Dying At The Right Time
Morgan Rempel wonders whether there is a good time to die.
Come on, the death of Jesus revolves around a very different set of circumstances. If Jesus was in fact “God in human flesh”, the God of Abraham and Moses, and one assumes this God does in fact exist, then everything about His life and death is entirely scripted by God Himself. His timing, His reasons, His consequences. After all, if you were God made flesh and you knew that Heaven awaited you on “the other side” for all of eternity, what then of the pain inflicted on you at the crucifixion?
Socrates, on the other hand, could only fall back on the God that certain philosophers back then thought up in their head.
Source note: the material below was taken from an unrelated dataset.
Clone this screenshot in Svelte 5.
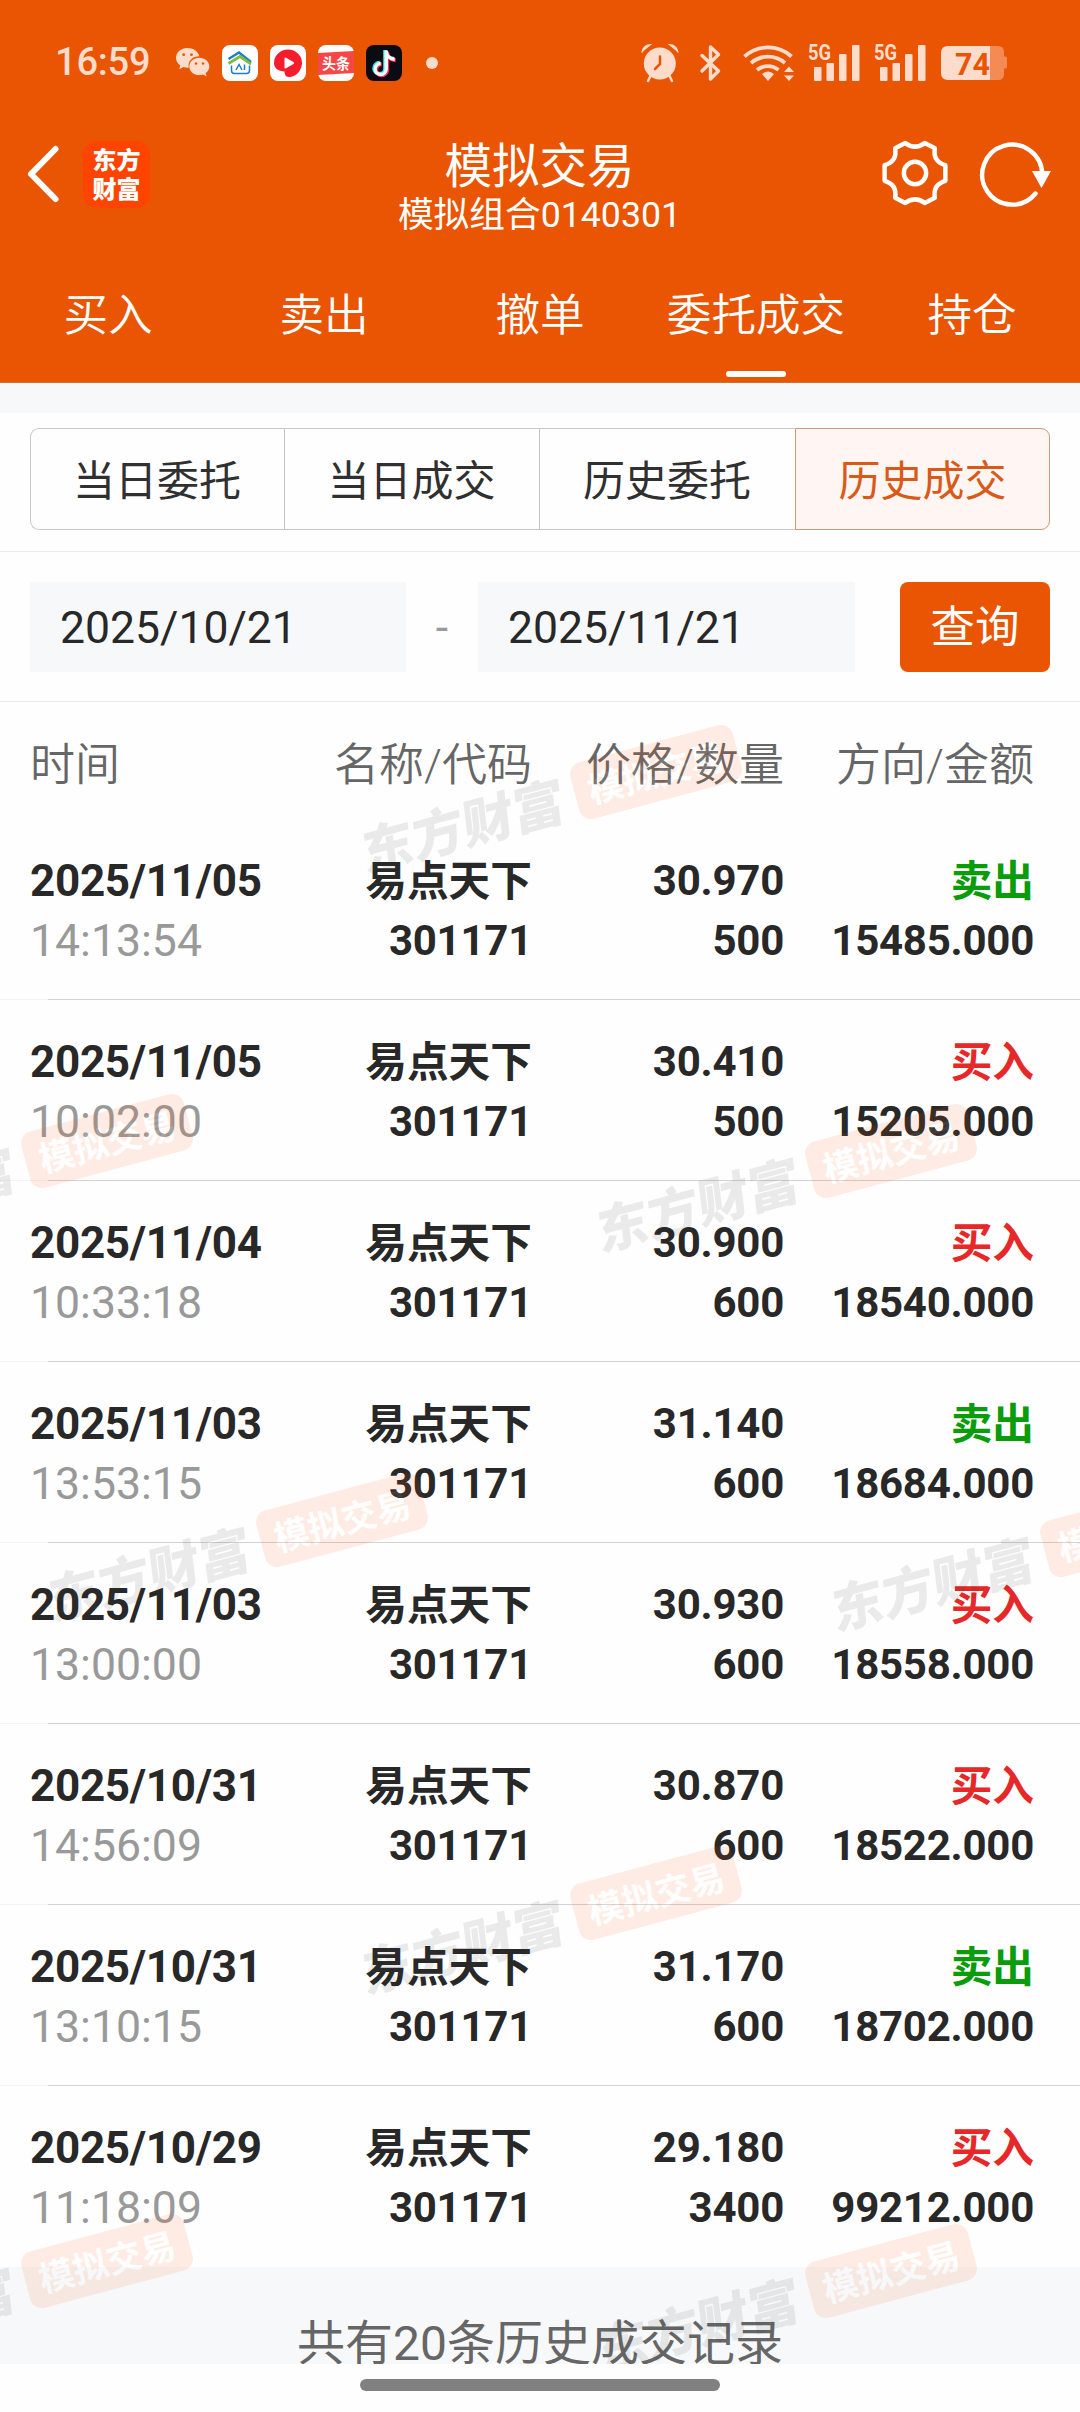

The formal, a priori, realist God that existed only given particular words strung together in a particular order that basically defined Him into existence.
Clearly, if God here was predicated on the “intellectual” assumption that “universals or abstract objects exist objectively and outside of human minds”, than anything goes. If you can think it up, it exists. It’s only a matter then of stumbling out of the cave and naming the objects.
Here, however, one can construe the “death of God” such that Jesus Christ is seen as but a character in a work of fiction…a novel called the Bible. The plot is examined by Nietzsche and found to be wanting in regard to the crucifixion. Otherwise if it is presumed that God does in fact still exist but his “death” revolves around the fact that more and more people have simply stopped believing that He does, for any mere mortal to speculate about Christ having died “too early” is ridiculous. An omniscient and omnipotent God doesn’t make mistakes like that, right?
More to the point for the rest of us is this: did Nietzsche die too early?